Keep only the lines of the data below that contain "index", and copy them.

• _SOURCE MATERIAL_:
+---+
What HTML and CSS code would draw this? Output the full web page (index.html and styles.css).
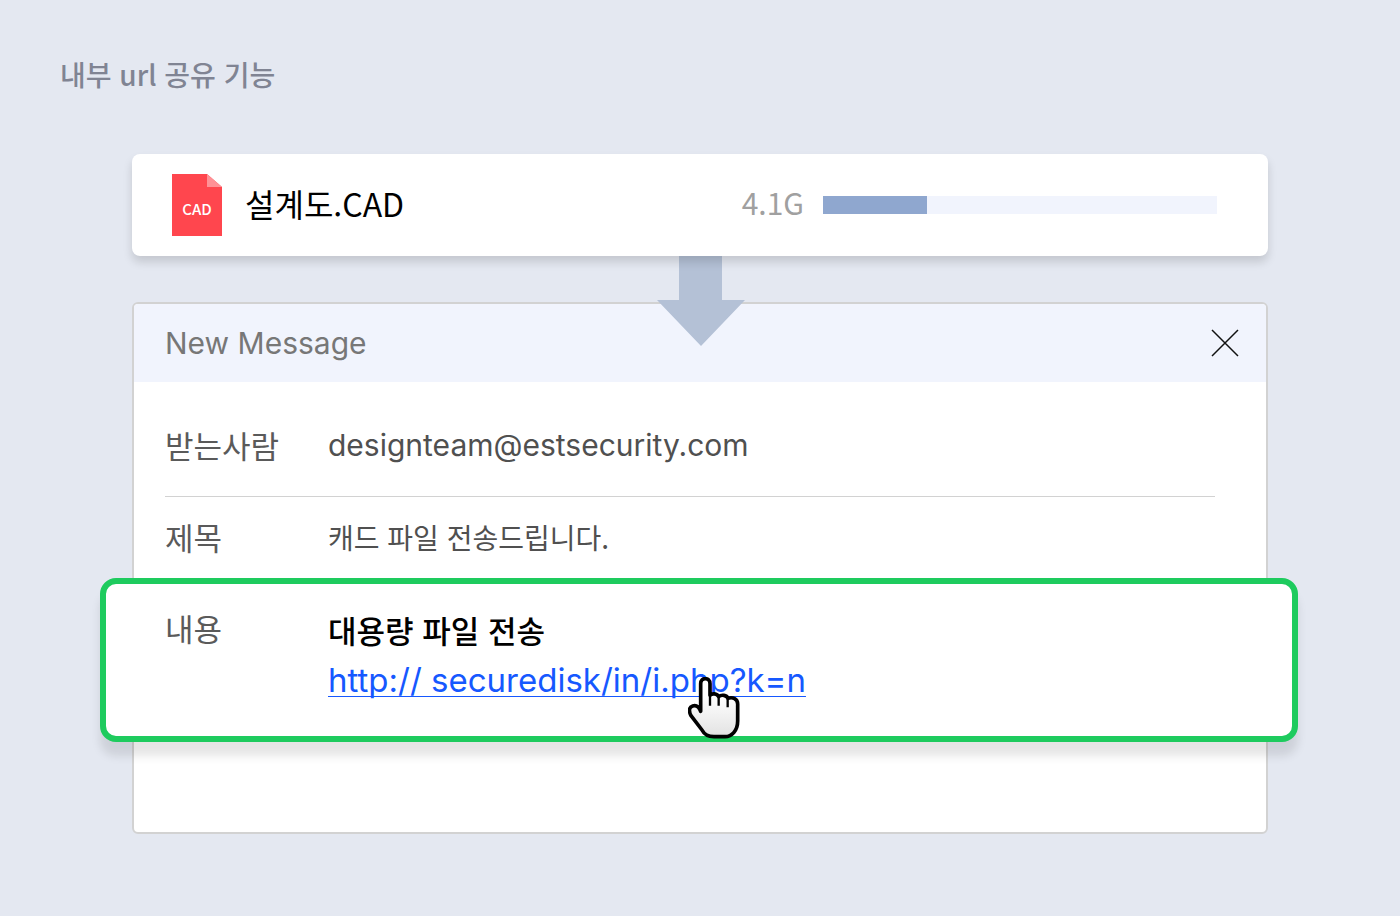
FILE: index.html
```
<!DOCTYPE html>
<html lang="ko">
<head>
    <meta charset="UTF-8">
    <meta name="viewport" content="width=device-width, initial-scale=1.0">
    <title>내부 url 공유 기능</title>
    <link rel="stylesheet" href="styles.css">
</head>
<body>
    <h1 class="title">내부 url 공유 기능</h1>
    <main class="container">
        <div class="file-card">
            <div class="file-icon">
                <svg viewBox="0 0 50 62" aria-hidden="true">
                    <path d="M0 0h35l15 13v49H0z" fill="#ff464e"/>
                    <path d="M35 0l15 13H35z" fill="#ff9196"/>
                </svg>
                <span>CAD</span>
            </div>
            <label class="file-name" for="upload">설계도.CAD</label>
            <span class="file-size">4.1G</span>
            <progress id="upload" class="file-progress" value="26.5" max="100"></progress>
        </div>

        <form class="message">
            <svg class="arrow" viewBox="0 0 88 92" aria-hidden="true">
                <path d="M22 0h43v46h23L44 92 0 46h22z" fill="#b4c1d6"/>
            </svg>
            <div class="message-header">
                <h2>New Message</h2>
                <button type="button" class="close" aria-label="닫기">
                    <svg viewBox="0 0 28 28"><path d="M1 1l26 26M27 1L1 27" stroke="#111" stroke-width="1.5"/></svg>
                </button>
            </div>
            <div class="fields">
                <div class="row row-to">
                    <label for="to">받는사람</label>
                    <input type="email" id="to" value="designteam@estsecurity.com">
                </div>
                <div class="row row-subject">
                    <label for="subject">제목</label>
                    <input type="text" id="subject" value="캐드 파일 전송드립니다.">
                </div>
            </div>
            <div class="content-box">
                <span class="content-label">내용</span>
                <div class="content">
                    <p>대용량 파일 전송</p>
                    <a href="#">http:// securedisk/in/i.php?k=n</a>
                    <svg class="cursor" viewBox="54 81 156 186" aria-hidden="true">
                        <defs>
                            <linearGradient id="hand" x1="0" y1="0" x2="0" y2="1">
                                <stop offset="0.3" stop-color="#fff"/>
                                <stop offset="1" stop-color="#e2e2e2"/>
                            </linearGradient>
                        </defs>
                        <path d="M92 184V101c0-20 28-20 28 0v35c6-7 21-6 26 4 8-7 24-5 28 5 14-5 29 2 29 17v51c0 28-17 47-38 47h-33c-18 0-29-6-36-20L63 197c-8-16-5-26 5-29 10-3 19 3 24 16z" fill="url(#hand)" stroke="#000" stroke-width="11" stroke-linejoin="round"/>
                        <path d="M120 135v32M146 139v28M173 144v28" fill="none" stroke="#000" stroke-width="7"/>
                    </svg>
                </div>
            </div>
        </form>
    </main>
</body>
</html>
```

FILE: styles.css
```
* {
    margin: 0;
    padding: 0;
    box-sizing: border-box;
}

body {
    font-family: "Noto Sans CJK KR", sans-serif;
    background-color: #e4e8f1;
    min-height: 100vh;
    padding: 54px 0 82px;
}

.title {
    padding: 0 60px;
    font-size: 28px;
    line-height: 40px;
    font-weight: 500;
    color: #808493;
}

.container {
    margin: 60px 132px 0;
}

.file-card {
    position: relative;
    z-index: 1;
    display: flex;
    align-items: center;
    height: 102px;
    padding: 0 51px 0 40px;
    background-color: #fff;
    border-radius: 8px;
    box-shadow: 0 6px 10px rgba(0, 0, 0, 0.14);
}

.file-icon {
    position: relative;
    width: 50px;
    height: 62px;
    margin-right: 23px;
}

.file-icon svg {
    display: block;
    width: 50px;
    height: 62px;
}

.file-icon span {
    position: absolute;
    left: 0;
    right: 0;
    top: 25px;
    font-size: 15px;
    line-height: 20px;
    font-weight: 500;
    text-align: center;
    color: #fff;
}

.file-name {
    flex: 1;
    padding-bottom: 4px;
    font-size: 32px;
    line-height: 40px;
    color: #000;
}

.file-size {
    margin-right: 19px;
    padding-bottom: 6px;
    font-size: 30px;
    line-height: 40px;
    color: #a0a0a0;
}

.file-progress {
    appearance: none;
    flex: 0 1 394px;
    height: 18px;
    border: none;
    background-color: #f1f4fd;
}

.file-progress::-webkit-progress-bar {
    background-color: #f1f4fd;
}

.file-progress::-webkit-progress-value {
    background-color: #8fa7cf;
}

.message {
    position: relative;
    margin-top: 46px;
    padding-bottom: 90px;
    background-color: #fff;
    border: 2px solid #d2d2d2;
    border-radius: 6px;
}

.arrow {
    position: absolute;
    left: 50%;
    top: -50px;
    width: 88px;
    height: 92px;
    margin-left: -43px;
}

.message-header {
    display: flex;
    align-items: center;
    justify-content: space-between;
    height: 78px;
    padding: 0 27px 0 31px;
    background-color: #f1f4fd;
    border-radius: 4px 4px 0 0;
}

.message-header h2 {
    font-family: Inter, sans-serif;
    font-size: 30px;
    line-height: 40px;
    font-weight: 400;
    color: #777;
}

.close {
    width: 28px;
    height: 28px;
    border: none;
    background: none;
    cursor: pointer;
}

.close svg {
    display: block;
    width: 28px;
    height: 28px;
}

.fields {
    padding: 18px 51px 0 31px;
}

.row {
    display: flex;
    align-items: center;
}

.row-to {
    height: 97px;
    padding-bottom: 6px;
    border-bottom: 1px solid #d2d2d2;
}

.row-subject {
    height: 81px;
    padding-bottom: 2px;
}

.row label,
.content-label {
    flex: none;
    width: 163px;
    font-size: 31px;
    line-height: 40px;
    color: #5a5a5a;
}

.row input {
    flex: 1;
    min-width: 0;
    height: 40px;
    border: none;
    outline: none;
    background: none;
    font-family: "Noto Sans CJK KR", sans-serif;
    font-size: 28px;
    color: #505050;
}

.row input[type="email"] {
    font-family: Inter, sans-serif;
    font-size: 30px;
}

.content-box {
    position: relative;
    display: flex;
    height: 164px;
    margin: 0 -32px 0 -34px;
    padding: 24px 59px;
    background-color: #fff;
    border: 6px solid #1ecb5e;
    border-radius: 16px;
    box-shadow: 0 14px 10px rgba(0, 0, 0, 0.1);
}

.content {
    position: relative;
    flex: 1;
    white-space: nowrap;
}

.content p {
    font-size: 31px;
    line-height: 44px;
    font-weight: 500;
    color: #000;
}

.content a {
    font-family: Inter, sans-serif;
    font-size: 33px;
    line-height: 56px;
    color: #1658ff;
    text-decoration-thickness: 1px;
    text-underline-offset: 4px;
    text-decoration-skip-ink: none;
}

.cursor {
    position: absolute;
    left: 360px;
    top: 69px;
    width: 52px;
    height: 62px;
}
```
+---+
• _WRITTEN SOLUTION_:
What HTML and CSS code would draw this? Output the full web page (index.html and styles.css).
FILE: index.html
    z-index: 1;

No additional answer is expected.